Web page code records:
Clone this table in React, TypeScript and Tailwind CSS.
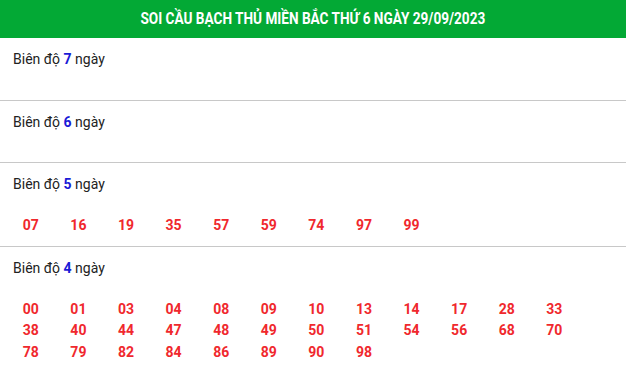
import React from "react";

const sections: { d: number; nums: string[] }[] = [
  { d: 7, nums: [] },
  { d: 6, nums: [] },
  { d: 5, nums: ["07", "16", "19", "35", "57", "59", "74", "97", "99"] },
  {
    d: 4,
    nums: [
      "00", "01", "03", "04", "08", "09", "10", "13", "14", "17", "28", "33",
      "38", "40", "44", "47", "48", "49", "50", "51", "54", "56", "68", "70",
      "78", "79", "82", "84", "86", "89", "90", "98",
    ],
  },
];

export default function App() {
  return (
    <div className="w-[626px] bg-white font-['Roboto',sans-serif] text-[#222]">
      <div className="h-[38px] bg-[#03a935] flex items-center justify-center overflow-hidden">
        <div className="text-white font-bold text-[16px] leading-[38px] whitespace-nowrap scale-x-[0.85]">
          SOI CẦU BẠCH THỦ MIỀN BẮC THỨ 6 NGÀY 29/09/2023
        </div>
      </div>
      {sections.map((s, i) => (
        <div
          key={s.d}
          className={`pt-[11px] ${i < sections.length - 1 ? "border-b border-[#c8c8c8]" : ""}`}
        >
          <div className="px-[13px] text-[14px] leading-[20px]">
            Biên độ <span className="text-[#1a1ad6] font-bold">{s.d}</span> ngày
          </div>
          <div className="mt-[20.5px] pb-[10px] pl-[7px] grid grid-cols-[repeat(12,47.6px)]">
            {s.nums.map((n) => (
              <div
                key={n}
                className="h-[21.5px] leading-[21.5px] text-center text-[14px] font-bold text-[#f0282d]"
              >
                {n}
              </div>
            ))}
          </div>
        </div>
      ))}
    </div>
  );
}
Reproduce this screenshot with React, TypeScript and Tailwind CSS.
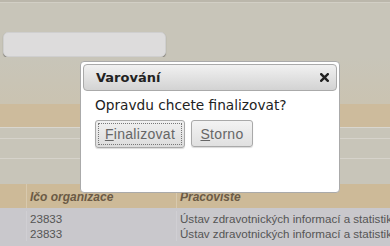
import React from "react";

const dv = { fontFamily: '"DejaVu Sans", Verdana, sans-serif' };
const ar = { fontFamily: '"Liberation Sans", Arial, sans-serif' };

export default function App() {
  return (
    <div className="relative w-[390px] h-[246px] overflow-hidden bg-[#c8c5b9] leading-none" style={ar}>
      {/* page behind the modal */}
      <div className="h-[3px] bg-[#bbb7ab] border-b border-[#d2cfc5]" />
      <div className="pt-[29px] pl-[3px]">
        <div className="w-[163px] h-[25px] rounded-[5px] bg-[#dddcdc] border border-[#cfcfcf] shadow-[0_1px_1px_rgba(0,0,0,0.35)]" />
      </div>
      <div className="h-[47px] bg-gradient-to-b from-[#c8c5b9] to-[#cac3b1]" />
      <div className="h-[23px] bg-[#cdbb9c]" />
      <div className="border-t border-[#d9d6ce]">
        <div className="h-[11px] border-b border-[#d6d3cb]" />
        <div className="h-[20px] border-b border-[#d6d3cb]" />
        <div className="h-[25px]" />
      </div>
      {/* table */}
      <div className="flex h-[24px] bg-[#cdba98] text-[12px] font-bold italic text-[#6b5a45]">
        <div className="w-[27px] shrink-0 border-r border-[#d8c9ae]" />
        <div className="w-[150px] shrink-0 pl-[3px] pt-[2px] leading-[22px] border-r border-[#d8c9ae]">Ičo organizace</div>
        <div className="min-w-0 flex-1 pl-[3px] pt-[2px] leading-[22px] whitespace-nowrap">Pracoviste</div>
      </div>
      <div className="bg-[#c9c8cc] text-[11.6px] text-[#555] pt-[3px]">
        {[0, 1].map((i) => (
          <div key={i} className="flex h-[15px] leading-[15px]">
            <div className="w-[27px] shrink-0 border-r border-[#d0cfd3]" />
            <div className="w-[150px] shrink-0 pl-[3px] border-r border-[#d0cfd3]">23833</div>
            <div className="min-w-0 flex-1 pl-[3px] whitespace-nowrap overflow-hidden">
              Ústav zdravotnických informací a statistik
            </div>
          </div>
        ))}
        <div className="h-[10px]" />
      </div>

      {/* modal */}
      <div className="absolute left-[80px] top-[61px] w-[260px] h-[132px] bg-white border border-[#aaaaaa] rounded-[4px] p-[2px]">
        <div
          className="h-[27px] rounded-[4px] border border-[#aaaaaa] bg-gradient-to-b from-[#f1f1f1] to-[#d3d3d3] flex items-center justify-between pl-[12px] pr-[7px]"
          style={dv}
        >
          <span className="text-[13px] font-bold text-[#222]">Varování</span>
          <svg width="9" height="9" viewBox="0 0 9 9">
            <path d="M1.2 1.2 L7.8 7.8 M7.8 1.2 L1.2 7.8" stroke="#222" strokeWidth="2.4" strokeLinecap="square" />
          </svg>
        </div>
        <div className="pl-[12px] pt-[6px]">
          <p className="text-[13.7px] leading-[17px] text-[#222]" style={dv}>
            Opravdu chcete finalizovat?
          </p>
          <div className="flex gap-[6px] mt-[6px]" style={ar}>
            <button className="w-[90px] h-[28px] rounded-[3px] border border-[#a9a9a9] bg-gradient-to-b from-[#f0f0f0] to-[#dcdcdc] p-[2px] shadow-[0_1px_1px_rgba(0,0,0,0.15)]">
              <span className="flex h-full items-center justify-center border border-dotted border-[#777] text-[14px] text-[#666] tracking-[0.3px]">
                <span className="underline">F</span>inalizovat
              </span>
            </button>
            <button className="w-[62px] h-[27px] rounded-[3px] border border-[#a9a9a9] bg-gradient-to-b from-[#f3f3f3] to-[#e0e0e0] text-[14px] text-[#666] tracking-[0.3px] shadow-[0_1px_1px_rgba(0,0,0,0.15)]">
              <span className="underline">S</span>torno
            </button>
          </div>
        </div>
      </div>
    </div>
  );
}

#### [WHAT TO PRODUCE]
Every record gets retyped exactly; no picture goes into the copy.

#### [ANSWER TO THE PROBLEM]
Clone this table in React, TypeScript and Tailwind CSS.
import React from "react";

const sections: { d: number; nums: string[] }[] = [
  { d: 7, nums: [] },
  { d: 6, nums: [] },
  { d: 5, nums: ["07", "16", "19", "35", "57", "59", "74", "97", "99"] },
  {
    d: 4,
    nums: [
      "00", "01", "03", "04", "08", "09", "10", "13", "14", "17", "28", "33",
      "38", "40", "44", "47", "48", "49", "50", "51", "54", "56", "68", "70",
      "78", "79", "82", "84", "86", "89", "90", "98",
    ],
  },
];

export default function App() {
  return (
    <div className="w-[626px] bg-white font-['Roboto',sans-serif] text-[#222]">
      <div className="h-[38px] bg-[#03a935] flex items-center justify-center overflow-hidden">
        <div className="text-white font-bold text-[16px] leading-[38px] whitespace-nowrap scale-x-[0.85]">
          SOI CẦU BẠCH THỦ MIỀN BẮC THỨ 6 NGÀY 29/09/2023
        </div>
      </div>
      {sections.map((s, i) => (
        <div
          key={s.d}
          className={`pt-[11px] ${i < sections.length - 1 ? "border-b border-[#c8c8c8]" : ""}`}
        >
          <div className="px-[13px] text-[14px] leading-[20px]">
            Biên độ <span className="text-[#1a1ad6] font-bold">{s.d}</span> ngày
          </div>
          <div className="mt-[20.5px] pb-[10px] pl-[7px] grid grid-cols-[repeat(12,47.6px)]">
            {s.nums.map((n) => (
              <div
                key={n}
                className="h-[21.5px] leading-[21.5px] text-center text-[14px] font-bold text-[#f0282d]"
              >
                {n}
              </div>
            ))}
          </div>
        </div>
      ))}
    </div>
  );
}
Reproduce this screenshot with React, TypeScript and Tailwind CSS.
import React from "react";

const dv = { fontFamily: '"DejaVu Sans", Verdana, sans-serif' };
const ar = { fontFamily: '"Liberation Sans", Arial, sans-serif' };

export default function App() {
  return (
    <div className="relative w-[390px] h-[246px] overflow-hidden bg-[#c8c5b9] leading-none" style={ar}>
      {/* page behind the modal */}
      <div className="h-[3px] bg-[#bbb7ab] border-b border-[#d2cfc5]" />
      <div className="pt-[29px] pl-[3px]">
        <div className="w-[163px] h-[25px] rounded-[5px] bg-[#dddcdc] border border-[#cfcfcf] shadow-[0_1px_1px_rgba(0,0,0,0.35)]" />
      </div>
      <div className="h-[47px] bg-gradient-to-b from-[#c8c5b9] to-[#cac3b1]" />
      <div className="h-[23px] bg-[#cdbb9c]" />
      <div className="border-t border-[#d9d6ce]">
        <div className="h-[11px] border-b border-[#d6d3cb]" />
        <div className="h-[20px] border-b border-[#d6d3cb]" />
        <div className="h-[25px]" />
      </div>
      {/* table */}
      <div className="flex h-[24px] bg-[#cdba98] text-[12px] font-bold italic text-[#6b5a45]">
        <div className="w-[27px] shrink-0 border-r border-[#d8c9ae]" />
        <div className="w-[150px] shrink-0 pl-[3px] pt-[2px] leading-[22px] border-r border-[#d8c9ae]">Ičo organizace</div>
        <div className="min-w-0 flex-1 pl-[3px] pt-[2px] leading-[22px] whitespace-nowrap">Pracoviste</div>
      </div>
      <div className="bg-[#c9c8cc] text-[11.6px] text-[#555] pt-[3px]">
        {[0, 1].map((i) => (
          <div key={i} className="flex h-[15px] leading-[15px]">
            <div className="w-[27px] shrink-0 border-r border-[#d0cfd3]" />
            <div className="w-[150px] shrink-0 pl-[3px] border-r border-[#d0cfd3]">23833</div>
            <div className="min-w-0 flex-1 pl-[3px] whitespace-nowrap overflow-hidden">
              Ústav zdravotnických informací a statistik
            </div>
          </div>
        ))}
        <div className="h-[10px]" />
      </div>

      {/* modal */}
      <div className="absolute left-[80px] top-[61px] w-[260px] h-[132px] bg-white border border-[#aaaaaa] rounded-[4px] p-[2px]">
        <div
          className="h-[27px] rounded-[4px] border border-[#aaaaaa] bg-gradient-to-b from-[#f1f1f1] to-[#d3d3d3] flex items-center justify-between pl-[12px] pr-[7px]"
          style={dv}
        >
          <span className="text-[13px] font-bold text-[#222]">Varování</span>
          <svg width="9" height="9" viewBox="0 0 9 9">
            <path d="M1.2 1.2 L7.8 7.8 M7.8 1.2 L1.2 7.8" stroke="#222" strokeWidth="2.4" strokeLinecap="square" />
          </svg>
        </div>
        <div className="pl-[12px] pt-[6px]">
          <p className="text-[13.7px] leading-[17px] text-[#222]" style={dv}>
            Opravdu chcete finalizovat?
          </p>
          <div className="flex gap-[6px] mt-[6px]" style={ar}>
            <button className="w-[90px] h-[28px] rounded-[3px] border border-[#a9a9a9] bg-gradient-to-b from-[#f0f0f0] to-[#dcdcdc] p-[2px] shadow-[0_1px_1px_rgba(0,0,0,0.15)]">
              <span className="flex h-full items-center justify-center border border-dotted border-[#777] text-[14px] text-[#666] tracking-[0.3px]">
                <span className="underline">F</span>inalizovat
              </span>
            </button>
            <button className="w-[62px] h-[27px] rounded-[3px] border border-[#a9a9a9] bg-gradient-to-b from-[#f3f3f3] to-[#e0e0e0] text-[14px] text-[#666] tracking-[0.3px] shadow-[0_1px_1px_rgba(0,0,0,0.15)]">
              <span className="underline">S</span>torno
            </button>
          </div>
        </div>
      </div>
    </div>
  );
}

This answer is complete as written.